In Maldonado v. State, 265 Ind. 492, 355 N.E.2d 843, 848 (1976), our supreme court noted: “a prompt objection affords the trial court an opportunity to prevent or remedy prejudice to a defendant without the considerable waste of time and resources involved in the reversal of a conviction, and for this reason a contemporaneous objection is required as a condition to appellate review.” But this rationale does not apply where, as here, defense counsel's misconduct prejudices the State, and there is no risk that the defendant will be wrongly convicted as a result of the misconduct. In addition, where the defendant is appealing from the trial court's grant of the State's motion for mistrial, whether the State has preserved the error for appellate review is not an issue. See Corcoran v. State, 739 N.E.2d 649, 655 (Ind.2000) (noting appellate recourse not available for review of alleged trial misconduct when complaining party failed to timely object at trial). Finally, in this case, the trial court was not denied any opportunity to prevent or remedy prejudice to the State because it implicitly found that an admonishment would not suffice to cure the harm.2 See, e.g., Holsinger v. State, 750 N.E.2d 354, 366 (Ind.2001) (J. Dickson, concurring) (quoting Dresser v. State, 454 N.E.2d 406, 408 (Ind.1983), for rule that “[w]here it is obvious, from the nature and degree of misconduct, that no admonishment could suffice, the motion for one may be dispensed with.”)
And while the State did not make a contemporaneous objection, the State promptly moved for mistrial. As such, we think the trial court properly exercised its discretion in ruling on the motion. In Arizona v. Washington, the trial court ordered a recess following the defendant's opening statement, and it was only following that recess that the State moved for a mistrial based upon the prejudicial remarks defendant's counsel made during opening statement. See Arizona v. Washington, 546 F.2d 829, 831 (9th Cir.1976), rev'd, 434 U.S. at 497, 98 S.Ct. 824. We conclude that the State's motion for mistrial at the close of Pavey's opening statement was timely.
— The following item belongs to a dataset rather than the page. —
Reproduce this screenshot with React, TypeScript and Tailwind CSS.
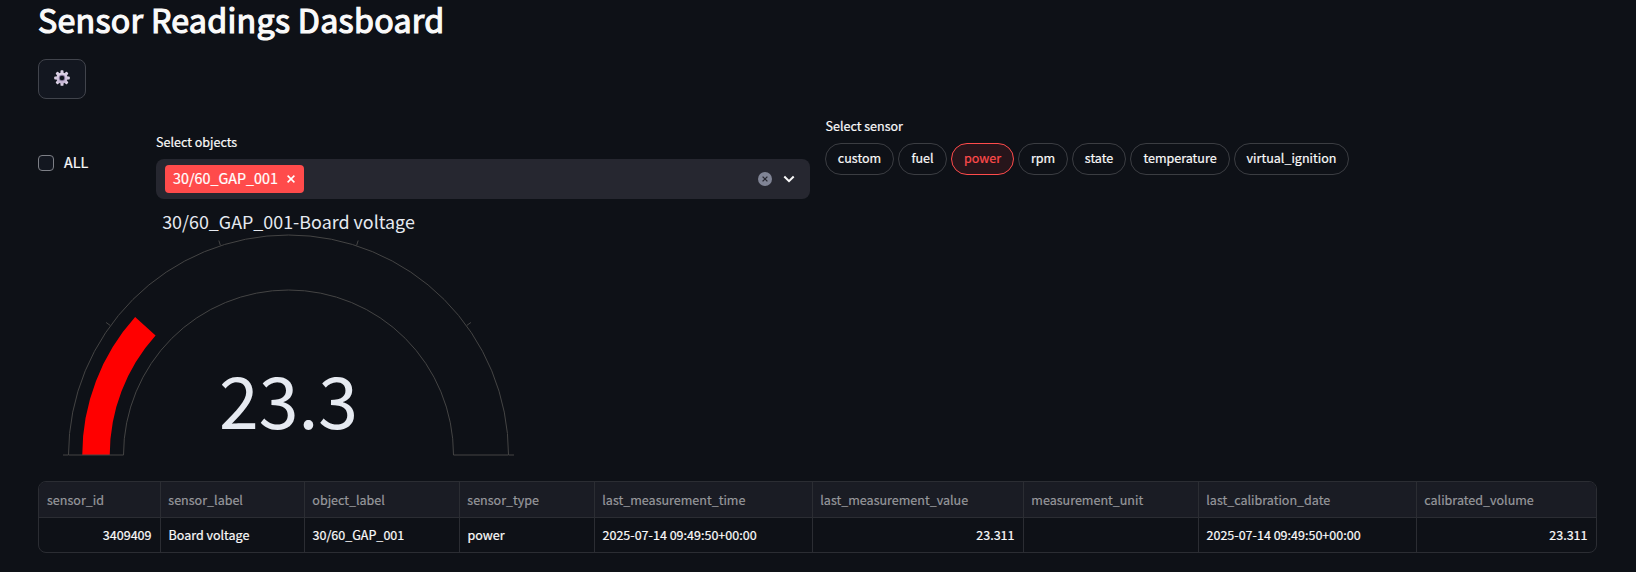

Pavey also maintains that an admonishment would have cured the alleged harm or, in the alternative, that the State was not prejudiced to such a degree that a mistrial was warranted. But we accord the trial court great deference on appeal since it is in “the best position to gauge the circumstances and probable impact on the jury.” See Wright v. State, 593 N.E.2d 1192, 1196 (Ind.1992), cert. denied, 506 U.S. 1001, 113 S.Ct. 605, 121 L.Ed.2d 540 (1992). The trial court contemplated an admonishment, gave both parties the opportunity to argue their positions on the issue, and listened to a tape of Pavey's opening statement before resolving to declare a mistrial. Pavey's counsel deliberately gave the jury an inaccurate description of Liapis' plea agreement in stating that the Prosecutor could withdraw the plea if she did not “like” his testimony. See id. (noting defendant “deliberately” put references to polygraph before jury; distinguishing from cases where such references were made inadvertently). Under these circumstances, and given our standard of review, we conclude that the trial court did not abuse its discretion when it granted the State's motion for mistrial.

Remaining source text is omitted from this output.